Viktoria Paranyuk
Visiting Assistant Professor of Film and Electronic Arts
Primary Academic Program: Film and Electronic Arts
Biography:
Viktoria Paranyuk’s teaching and research interests include global film history, theories of realism and modernism, transatlantic film theory, film and other arts, contemporary global art cinema, Russian and Soviet cinema and visual culture, film and embodiment, migration studies, women in the film industry, and art and science. She previously taught at Pace University, where her courses ranged from international film history and film theory to storytelling across audiovisual media.

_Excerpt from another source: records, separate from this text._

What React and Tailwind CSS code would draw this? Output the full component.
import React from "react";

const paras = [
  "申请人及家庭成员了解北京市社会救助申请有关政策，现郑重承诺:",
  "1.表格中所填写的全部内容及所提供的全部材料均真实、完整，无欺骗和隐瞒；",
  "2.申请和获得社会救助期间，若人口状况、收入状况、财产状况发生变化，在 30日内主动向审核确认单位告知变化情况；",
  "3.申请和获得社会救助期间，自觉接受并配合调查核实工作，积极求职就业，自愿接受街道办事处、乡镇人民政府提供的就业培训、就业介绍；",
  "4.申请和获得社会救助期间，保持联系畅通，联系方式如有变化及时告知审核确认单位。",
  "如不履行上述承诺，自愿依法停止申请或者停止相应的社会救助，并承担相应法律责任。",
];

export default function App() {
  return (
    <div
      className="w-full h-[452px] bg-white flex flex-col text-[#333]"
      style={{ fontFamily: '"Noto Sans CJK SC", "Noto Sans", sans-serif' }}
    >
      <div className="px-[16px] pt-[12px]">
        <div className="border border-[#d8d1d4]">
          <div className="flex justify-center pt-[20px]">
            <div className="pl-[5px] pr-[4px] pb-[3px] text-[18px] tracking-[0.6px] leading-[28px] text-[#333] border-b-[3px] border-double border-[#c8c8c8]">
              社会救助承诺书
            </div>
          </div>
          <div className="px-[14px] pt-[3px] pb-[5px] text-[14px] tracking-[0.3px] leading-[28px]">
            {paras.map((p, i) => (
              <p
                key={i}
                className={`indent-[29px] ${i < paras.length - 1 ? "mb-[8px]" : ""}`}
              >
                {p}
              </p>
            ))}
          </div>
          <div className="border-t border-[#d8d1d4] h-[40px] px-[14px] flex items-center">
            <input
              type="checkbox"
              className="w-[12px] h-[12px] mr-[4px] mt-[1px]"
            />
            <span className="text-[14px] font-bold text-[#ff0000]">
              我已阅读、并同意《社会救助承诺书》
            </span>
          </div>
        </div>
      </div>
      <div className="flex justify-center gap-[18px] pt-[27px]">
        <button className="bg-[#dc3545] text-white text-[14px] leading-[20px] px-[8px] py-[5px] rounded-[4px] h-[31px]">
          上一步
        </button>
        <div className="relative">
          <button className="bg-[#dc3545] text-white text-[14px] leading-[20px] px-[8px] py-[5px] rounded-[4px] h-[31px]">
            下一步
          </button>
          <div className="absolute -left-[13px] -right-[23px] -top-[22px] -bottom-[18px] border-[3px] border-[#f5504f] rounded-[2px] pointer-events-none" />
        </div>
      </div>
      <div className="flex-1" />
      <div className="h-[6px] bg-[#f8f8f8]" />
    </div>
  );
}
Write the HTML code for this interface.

She was also a teaching fellow at Yale University, where she received her PhD in film and media studies. Publications include peer-reviewed articles in Slavic Journal and the anthology Researching Women in Silent Cinema: New Findings and Perspectives, and book reviews in Film Quarterly. Manuscripts in progress include Modern Soviet Cinema: Realism, Internationalism, and the Aesthetics of Sincerity and the coauthored A History of Russian and Soviet Film Theory and Criticism, 1910-1991, among others. Selected screenings and curated film series include Body and Soul: The Films of Aleksandr Sokurov and New Voices from Russia: Emerging Filmmakers, Yale University; Harold Lloyd’s Never Weaken (1921) and Grandma’s Boy (1922), Silent Film Gala, also at Yale’s Whitney Humanities Center; and Film Albatros: Russians in 1920s Paris, Museum of Modern Art. For many years she also served as associate museum librarian at the Thomas J. Watson Library, Metropolitan Museum of Art, where she selected materials for purchase in Russian, Eastern European, and French art, and identified and selected Russian rare books.BA, SUNY Stony Brook; MA, Columbia University; PhD, Yale University. At Bard since 2020.